With the proposed petrochemical plant a crucial base for manufacturing enterprises in gases and solvents, paints and varnishes, fertilisers and pesticides, waste and sewage treatment and a host of other such activities, it seems a faux pas for the PTP to contend the proposed plant will cause little or no degradation to the natural environment of Johor's southwest coast.

This area is environmentally unique. Internationally recognised as a wetlands site of significant biodiversity, the Sungai Pulai estuary's mangrove forest reserve is among the country's most extensive.

Moreover, the estuary debouches onto expansive seagrass beds that are the natural habitat for the charming creature that has become the symbol of resistance to plans for industrial development there: the spotted seahorse, Hippocampus kuda, its Malay species name endearing it even more to locals.

Although the project's sponsors insist they will comply with the dictates of the project's environmental impact assessment, it would be thoroughly disingenuous to suggest that all damaging effects on this ecosystem will be minimised into irrelevance.

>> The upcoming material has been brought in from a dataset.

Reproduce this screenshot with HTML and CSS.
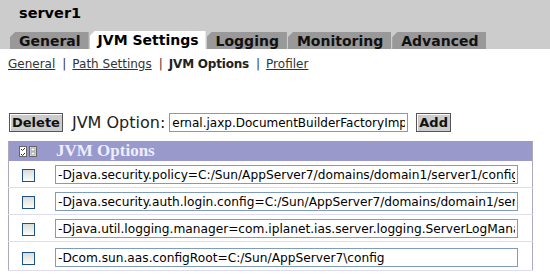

Such confident assurances have rung increasingly hollow over the years, as the long-term outcomes of coastal development projects on the mainland and offshore islands have tended to prove environmentalists right and developers wrong.
Yes, land-clearing did raise algal loads in waters around Pulau Perhentian and damage reefs around Pulau Redang. No, it wasn't possible to simply "transplant" an entire coral reef alive in Pulau Tioman. And yes, the Sungai Pulai project will affect the mangroves, the seagrass beds and their seahorses, as well as the birds, fish and marine mammal populations there. The estuary has already suffered considerable declines in fish and prawn stocks in recent years. A petrochemical plant upstream will hardly help restore them.

The trade-off, of course, is the billions of ringgit anticipated in recompense for the Iskandar Malaysia project; an ambitious programme carrying with it the economic hopes of the peninsular south for the rest of this century.

This is the conundrum at the heart of the matter, not whether or not this will be good for seahorses. Make no mistake: it won't be.